● **Instruction**:
In the listing below, locate the lines bearing the word "React". Copy every one of them.

● **Information supplied**:
—————
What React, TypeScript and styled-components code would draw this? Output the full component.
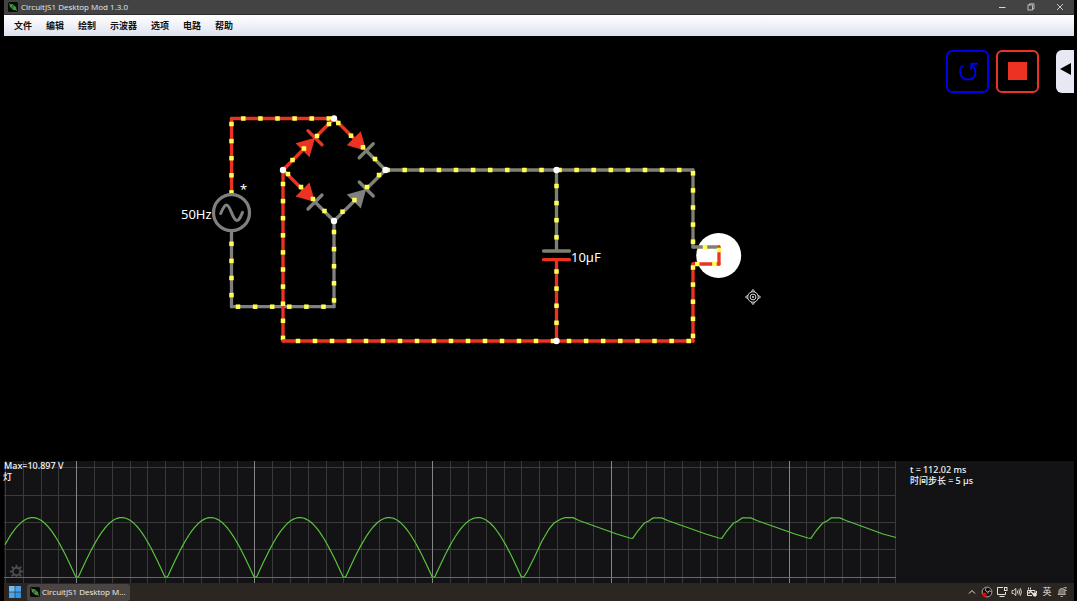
import React from 'react';
import styled, { createGlobalStyle } from 'styled-components';

const RED = '#ec3323';
const GREY = '#808080';
const WARM = '#808071';
const DOT = '#ffff54';
const STEP = 17.1;

const Global = createGlobalStyle`
  * { box-sizing: border-box; }
  html, body, #root { height: 100%; }
  body {
    margin: 0;
    background: #000;
    font-family: "Noto Sans", "Noto Sans CJK SC", sans-serif;
    overflow: hidden;
  }
  button { font: inherit; border: 0; padding: 0; background: none; cursor: pointer; }
`;

const Screen = styled.div`
  min-height: 100vh;
  padding: 0 3px 0 4px;
  display: flex;
  flex-direction: column;
  background: #000;
`;

const TitleBar = styled.header`
  height: 15px;
  flex: none;
  display: flex;
  align-items: center;
  padding: 0 8px 1px 4px;
  gap: 3px;
  background: #434343;
  border-bottom: 1px solid #2e2e30;
  color: #e8e8e8;
`;

const AppTitle = styled.h1`
  margin: 0;
  flex: 1;
  font-family: "Open Sans", sans-serif;
  font-size: 8px;
  line-height: 12px;
  font-weight: 400;
  white-space: nowrap;
`;

const WindowButtons = styled.div`
  display: flex;
  gap: 17px;
`;

const WindowButton = styled.button`
  width: 12px;
  height: 12px;
  color: #d6d6d6;
  display: flex;
  align-items: center;
  justify-content: center;
`;

const MenuBar = styled.nav`
  height: 21px;
  flex: none;
  display: flex;
  align-items: center;
  padding: 1px 3px 0;
  background: linear-gradient(#ffffff, #f0f1f8 50%, #dde1ee);
`;

const MenuItem = styled.button`
  padding: 0 7px;
  font-size: 9px;
  line-height: 16px;
  font-weight: 700;
  color: #111;
`;

const Workspace = styled.main`
  position: relative;
  flex: 1;
  min-height: 320px;
  display: flex;
`;

const Drawing = styled.svg`
  flex: 1;
  width: 100%;
  min-width: 0;
  display: block;
  overflow: visible;
`;

const Controls = styled.div`
  position: absolute;
  top: 14px;
  right: 0;
  display: flex;
  gap: 7px;
`;

const RunButton = styled.button<{ $color: string }>`
  width: 43px;
  height: 43px;
  border: 2px solid ${(p) => p.$color};
  border-radius: 6px;
  color: ${(p) => p.$color};
  display: flex;
  align-items: center;
  justify-content: center;
`;

const PanelHandle = styled.button`
  width: 18px;
  height: 43px;
  margin-left: 10px;
  padding-bottom: 5px;
  border-radius: 6px 0 0 6px;
  background: #e6e8f3;
  display: flex;
  align-items: center;
  justify-content: center;
`;

const Scope = styled.section`
  height: 122px;
  flex: none;
  display: flex;
  background: #131315;
`;

const ScopeInfo = styled.dl`
  width: 178px;
  flex: none;
  margin: 0;
  padding: 3px 0 0 14px;
  color: #f4f4f4;
  font-size: 9px;
  font-weight: 500;
  line-height: 11px;
`;

const InfoRow = styled.div`
  display: flex;
  gap: 2px;
  dt, dd { margin: 0; }
`;

const Taskbar = styled.footer`
  height: 18px;
  flex: none;
  display: flex;
  align-items: center;
  padding: 0 6px 0 5px;
  background: #2b2621;
`;

const StartButton = styled.button`
  width: 12px;
  height: 12px;
  margin-right: 6px;
  display: flex;
`;

const TaskButton = styled.button`
  height: 17px;
  padding: 0 4px 0 3px;
  display: flex;
  align-items: center;
  gap: 2px;
  border-radius: 3px;
  background: #4a4542;
  color: #f2f2f2;
  font-family: "Open Sans", sans-serif;
  font-size: 8px;
  line-height: 12px;
  white-space: nowrap;
`;

const Tray = styled.div`
  margin-left: auto;
  display: flex;
  gap: 3px;
`;

const TrayButton = styled.button`
  width: 12px;
  height: 12px;
  color: #e4e2e0;
  font-size: 9px;
  line-height: 12px;
  display: flex;
  align-items: center;
  justify-content: center;
`;

function AppIcon() {
  return (
    <svg width="10" height="10" viewBox="0 0 10 10" aria-hidden="true">
      <rect width="10" height="10" rx="1.5" fill="#070a07" />
      <path d="M1 1.5 3 3.2M7.2 7 9 8.8" stroke="#5fae55" strokeWidth="0.8" />
      <path d="M1.6 2.2 4.4 1.9 8.2 5.2 8.4 8.2 5.4 8 1.8 4.7z" fill="#43963d" />
      <path d="M4.6 3v3.4M3.4 5.2 6.4 4.6" stroke="#1d4c1a" strokeWidth="0.5" />
    </svg>
  );
}

type Point = [number, number];

function Line({ from, to, color }: { from: Point; to: Point; color: string }) {
  return <line x1={from[0]} y1={from[1]} x2={to[0]} y2={to[1]} stroke={color} strokeWidth="3.3" strokeLinecap="round" />;
}

function Charge({ x, y }: { x: number; y: number }) {
  return <rect x={x - 2.25} y={y - 2.25} width="4.5" height="4.5" fill={DOT} />;
}

type WireProps = { from: Point; to: Point; color: string; first: number; count: number; step?: number };

// A straight wire; `first` is the coordinate of the first charge along its axis.
function Wire({ from, to, color, first, count, step = STEP }: WireProps) {
  const horizontal = from[1] === to[1];
  return (
    <g>
      <Line from={from} to={to} color={color} />
      {Array.from({ length: count }, (_, i) => {
        const at = first + i * step;
        return <Charge key={i} x={horizontal ? at : from[0]} y={horizontal ? from[1] : at} />;
      })}
    </g>
  );
}

type DiodeProps = { from: Point; to: Point; anode: string; cathode: string; charges: Point[] };

function Diode({ from, to, anode, cathode, charges }: DiodeProps) {
  const cx = (from[0] + to[0]) / 2;
  const cy = (from[1] + to[1]) / 2;
  const sy = Math.sign(to[1] - from[1]);
  const base: Point = [cx - 6, cy - 6 * sy];
  const tip: Point = [cx + 6.5, cy + 6.5 * sy];
  return (
    <g>
      <Line from={from} to={base} color={anode} />
      <Line from={tip} to={to} color={cathode} />
      <polygon
        points={`${base[0] - 7},${base[1] + 7 * sy} ${base[0] + 7},${base[1] - 7 * sy} ${tip[0]},${tip[1]}`}
        fill={anode}
      />
      <Line from={[tip[0] - 7, tip[1] + 7 * sy]} to={[tip[0] + 7, tip[1] - 7 * sy]} color={cathode} />
      {charges.map(([x, y]) => <Charge key={x} x={x} y={y} />)}
    </g>
  );
}

const TOP: Point = [330, 82.5];
const LEFT: Point = [279, 134];
const RIGHT: Point = [381.5, 134];
const BOTTOM: Point = [330, 185];
const CAP_TOP: Point = [552.5, 134];
const CAP_BOTTOM: Point = [552.5, 305];

function Circuit() {
  return (
    <Drawing role="img" aria-label="Bridge rectifier circuit" fontSize="13" fill="#fff">
      <Wire from={[227.5, 82.5]} to={TOP} color={RED} first={239.3} count={6} />
      <Wire from={[227.5, 82.5]} to={[227.5, 157]} color={RED} first={88} count={5} />
      <Wire from={[227.5, 196]} to={[227.5, 270.7]} color={GREY} first={207.8} count={4} />
      <Wire from={[227.5, 270.7]} to={[330, 270.7]} color={GREY} first={234} count={6} />
      <Wire from={BOTTOM} to={[330, 270.7]} color={GREY} first={196} count={5} />
      <Wire from={LEFT} to={[279, 305]} color={RED} first={148} count={10} />
      <Wire from={[279, 305]} to={CAP_BOTTOM} color={RED} first={294} count={16} step={17} />
      <Wire from={CAP_BOTTOM} to={[689, 305]} color={RED} first={565} count={8} />
      <Wire from={RIGHT} to={CAP_TOP} color={WARM} first={383.6} count={10} />
      <Wire from={CAP_TOP} to={[689, 134]} color={WARM} first={555.5} count={8} />
      <Wire from={CAP_TOP} to={[552.5, 214]} color={WARM} first={150} count={4} />
      <Wire from={[552.5, 225]} to={CAP_BOTTOM} color={RED} first={235.5} count={4} />

      <Diode from={LEFT} to={TOP} anode={RED} cathode={RED} charges={[[288.5, 124], [300, 112.5], [313, 100], [325, 88]]} />
      <Diode from={TOP} to={RIGHT} anode={RED} cathode="#7d8272" charges={[[334.3, 87], [347, 99.7], [359, 111.3], [371, 123]]} />
      <Diode from={LEFT} to={BOTTOM} anode={RED} cathode={GREY} charges={[[284, 138], [297, 151], [309, 163], [320.5, 175]]} />
      <Diode from={BOTTOM} to={RIGHT} anode={GREY} cathode="#7d8477" charges={[[338.5, 175.7], [350.5, 164], [363, 151], [375, 139]]} />

      <circle cx="227.5" cy="176.7" r="18" fill="none" stroke={GREY} strokeWidth="3.2" />
      <path
        d="M216.7 177.5C219 172 221 169 222.5 169 226.5 169 228.5 184.5 233 184.5 235 184.5 236.5 181 238.5 176.3"
        fill="none"
        stroke={GREY}
        strokeWidth="3"
        strokeLinecap="round"
      />
      <text x="177" y="183">50Hz</text>
      <text x="236" y="158">*</text>

      <Line from={[539.500, 215]} to={[565.500, 215]} color={WARM} />
      <Line from={[539.500, 223.7]} to={[565.500, 223.7]} color={RED} />
      <text x="567" y="226">10µF</text>

      <circle cx="714.7" cy="219.5" r="22.5" />
      <Wire from={[689, 134]} to={[689, 211]} color={WARM} first={137.3} count={5} />
      <Wire from={[689, 211]} to={[715, 211]} color={WARM} first={701} count={1} />
      <Wire from={[715, 211]} to={[715, 228]} color={RED} first={214} count={1} />
      <Wire from={[689, 228]} to={[715, 228]} color={RED} first={693.3} count={2} />
      <Wire from={[689, 228]} to={[689, 305]} color={RED} first={231.5} count={5} />

      {[TOP, LEFT, RIGHT, BOTTOM, CAP_TOP, CAP_BOTTOM].map(([x, y]) => (
        <circle key={`${x}-${y}`} cx={x} cy={y} r="3.2" />
      ))}

      <g transform="translate(749 261)" fill="none" stroke="#d8d8d8" strokeWidth="1">
        <circle r="5.3" />
        <circle r="2.9" />
        <circle r="0.6" fill="#fff" />
        <path d="M-1.8-5.2 0-7.6 1.8-5.2M-1.8 5.2 0 7.6 1.8 5.2M-5.2-1.8-7.6 0-5.2 1.8M5.2-1.8 7.6 0 5.2 1.8" />
      </g>
    </Drawing>
  );
}

function tracePath() {
  const points: string[] = [];
  for (let x = 1; x < 519; x += 1) {
    const v = Math.abs(Math.sin(((x + 16) / 89.1) * Math.PI));
    points.push(`${x},${Math.min(116, 118.8 - 62.2 * v).toFixed(1)}`);
  }
  points.push('520,115.5', '523,111', '530,97', '538,80', '545,68', '550,62', '557,58', '561,56.7', '569,56.7', '575,59.5', '582,62');
  [628.7, 717.8, 806.9].forEach((x) => {
    points.push(`${x - 16},73`, `${x - 3},77`, `${x},77.3`, `${x + 5},70`, `${x + 11.5},62.3`, `${x + 16},60`);
    points.push(`${x + 20.5},56.9`, `${x + 29},56.9`, `${x + 35},59.5`, `${x + 42},62`);
  });
  points.push('879,73', '892,76.5');
  return points.join(' ');
}

function ScopePlot() {
  return (
    <Drawing role="img" aria-label="Lamp voltage" fontSize="9" fontWeight="500" fill="#f8f8f8">
      {[6, 34, 61, 88].map((y) => (
        <line key={y} x1="0" x2="892" y1={y + 0.5} y2={y + 0.5} stroke="#3b3b3c" />
      ))}
      {Array.from({ length: 51 }, (_, i) => {
        const x = Math.round(1 + i * 17.81) + 0.5;
        return <line key={i} x1={x} x2={x} y1="0" y2="122" stroke={i % 10 === 4 ? '#858585' : '#39393a'} />;
      })}
      <line x1="0" x2="892" y1="116.5" y2="116.5" stroke="#6a6a6a" />
      <polyline points={tracePath()} fill="none" stroke="#59c43e" strokeWidth="1.2" />
      <g transform="translate(12.5 110.5)" fill="none" stroke="#4c4c4d" strokeWidth="1.9">
        <circle r="3.7" />
        {[0, 45, 90, 135, 180, 225, 270, 315].map((a) => (
          <path key={a} d="M0-4V-6.700" transform={`rotate(${a})`} />
        ))}
      </g>
      <text x="0" y="8">Max=10.897 V</text>
      <text x="-1" y="19">灯</text>
    </Drawing>
  );
}

const MENUS = ['文件', '编辑', '绘制', '示波器', '选项', '电路', '帮助'];

export default function App() {
  return (
    <>
      <Global />
      <Screen>
        <TitleBar>
          <AppIcon />
          <AppTitle>CircuitJS1 Desktop Mod 1.3.0</AppTitle>
          <WindowButtons>
            <WindowButton aria-label="Minimize">
              <svg width="8" height="8"><path d="M1 4.500h6.500" stroke="currentColor" /></svg>
            </WindowButton>
            <WindowButton aria-label="Restore">
              <svg width="8" height="8" fill="none" stroke="currentColor" strokeWidth="0.8">
                <rect x="1" y="2" width="4.500" height="5" />
                <path d="M2.500 2V.8H7v5H5.500" />
              </svg>
            </WindowButton>
            <WindowButton aria-label="Close">
              <svg width="8" height="8"><path d="M1 1l6 6M7 1L1 7" stroke="currentColor" strokeWidth="0.9" /></svg>
            </WindowButton>
          </WindowButtons>
        </TitleBar>
        <MenuBar>
          {MENUS.map((label) => <MenuItem key={label}>{label}</MenuItem>)}
        </MenuBar>
        <Workspace>
          <Circuit />
          <Controls>
            <RunButton $color="#0000f0" aria-label="Reset">
              <svg width="22" height="22" fill="none" stroke="currentColor" strokeWidth="1.9">
                <path d="M6 4.500C1.500 7.500 2 18.500 11 18.500 19.500 18.500 20.500 9 14.500 3.500" />
                <path d="M21 2.800H14.300V9" />
              </svg>
            </RunButton>
            <RunButton $color={RED} aria-label="Stop">
              <svg width="19" height="19"><rect width="19" height="18" fill="currentColor" /></svg>
            </RunButton>
            <PanelHandle aria-label="Open side panel">
              <svg width="11" height="12"><path d="M0 6 11 0v12z" fill="#000" /></svg>
            </PanelHandle>
          </Controls>
        </Workspace>
        <Scope>
          <ScopePlot />
          <ScopeInfo>
            <InfoRow><dt>t =</dt><dd>112.02 ms</dd></InfoRow>
            <InfoRow><dt>时间步长 =</dt><dd>5 µs</dd></InfoRow>
          </ScopeInfo>
        </Scope>
        <Taskbar>
          <StartButton aria-label="Start">
            <svg width="12" height="12" fill="#4da3e8">
              <rect width="5.700" height="5.700" fill="#74bdf2" />
              <rect x="6.300" width="5.700" height="5.700" />
              <rect y="6.300" width="5.700" height="5.700" />
              <rect x="6.300" y="6.300" width="5.700" height="5.700" fill="#3690df" />
            </svg>
          </StartButton>
          <TaskButton>
            <AppIcon />
            CircuitJS1 Desktop M...
          </TaskButton>
          <Tray>
            <TrayButton aria-label="Show hidden icons">
              <svg width="8" height="8"><path d="M1 5.500 4 2.500 7 5.500" fill="none" stroke="currentColor" /></svg>
            </TrayButton>
            <TrayButton aria-label="Recorder">
              <svg width="12" height="12" viewBox="0 0 12 12">
                <circle cx="6" cy="6" r="4.900" fill="#0c0c0c" stroke="#c9c9c9" strokeWidth="0.8" />
                <path d="M5 2.300C3.700 4 5 5.600 6.300 5.600M9.800 5.500C8 4.200 6.300 5.500 7 7.500" fill="none" stroke="#d0d0d0" strokeWidth="1" />
                <circle cx="3.500" cy="8.700" r="2.200" fill="#f00000" />
              </svg>
            </TrayButton>
            <TrayButton aria-label="Network">
              <svg width="12" height="12" fill="none" stroke="currentColor">
                <path d="M7 1.500H1.500v7h8V6M3.500 10.500h5" />
                <rect x="8.500" y="1.500" width="2.500" height="3" />
              </svg>
            </TrayButton>
            <TrayButton aria-label="Volume">
              <svg width="12" height="12" fill="none" stroke="currentColor" strokeWidth="0.9">
                <path d="M1 4.500h1.500L4.800 2.500v7L2.500 7.500H1z" />
                <path d="M6.300 4.500q1 1.500 0 3M7.800 3.300q1.800 2.700 0 5.400M9.300 2.200q2.200 3.800 0 7.600" />
              </svg>
            </TrayButton>
            <TrayButton aria-label="Battery">
              <svg width="12" height="12" fill="none" stroke="currentColor">
                <path d="M1.500 4.500h7.500v2M1.500 4.500v5H6" />
                <path d="M2.500 7.500 4.500 5.500 8 8.500" strokeWidth="1.500" />
                <path d="M2.500 1.500v2M4.500 1.500v2M10.500 5v2" />
                <circle cx="8.800" cy="8.500" r="1.700" fill="currentColor" />
              </svg>
            </TrayButton>
            <TrayButton aria-label="Input language">英</TrayButton>
            <TrayButton aria-label="Notifications">
              <svg width="12" height="12" fill="none" stroke="#a9a6a2">
                <path d="M2 8.500h7.500L8.800 7V4.500Q8.500 2.500 6 2.500T3 4.500V7zM4.500 10.500h2.500" fill="#77736f" />
                <path d="M7.500 1.500h3L8 4.500h3" strokeWidth="0.9" />
              </svg>
            </TrayButton>
          </Tray>
        </Taskbar>
      </Screen>
    </>
  );
}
—————
● **Worked answer**:
What React, TypeScript and styled-components code would draw this? Output the full component.
import React from 'react';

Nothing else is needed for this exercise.